How does the number of steps change when the tree has more nodes?
Scenario Under Consideration
Analyze the time complexity of the following code snippet.
function preorderTraversal(root: TreeNode | null): number[] {
if (root === null) return [];
const left = preorderTraversal(root.left);
const right = preorderTraversal(root.right);
return [root.val, ...left, ...right];
}
This code visits each node in a tree starting from the root, then left child, then right child, collecting values in that order.
Identify Repeating Operations
Identify the loops, recursion, array traversals that repeat.
- Primary operation: Recursive calls visiting each node once.
- How many times: Once per node in the tree.

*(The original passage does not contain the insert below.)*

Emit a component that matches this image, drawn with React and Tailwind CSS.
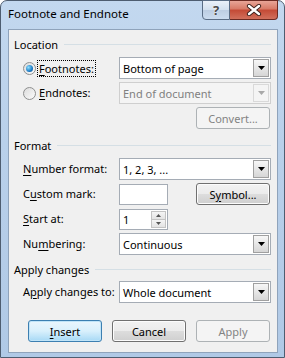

How Execution Grows With Input
Each node is visited exactly once, so the steps grow directly with the number of nodes.
| Input Size (n) | Approx. Operations |
|---|---|
| 10 | About 10 visits |
| 100 | About 100 visits |
| 1000 | About 1000 visits |
Pattern observation: The time grows linearly as the tree size increases.
Final Time Complexity
Time Complexity: O(n)
This means the time to complete the traversal grows in direct proportion to the number of nodes.
Common Mistake
[X] Wrong: "Preorder traversal takes more than linear time because it visits nodes multiple times."
[OK] Correct: Each node is visited exactly once, so the total steps grow only with the number of nodes, not more.
Interview Connect
Understanding preorder traversal time helps you explain how tree algorithms scale, a key skill in many coding challenges.
Self-Check
"What if we changed preorder traversal to inorder traversal? How would the time complexity change?"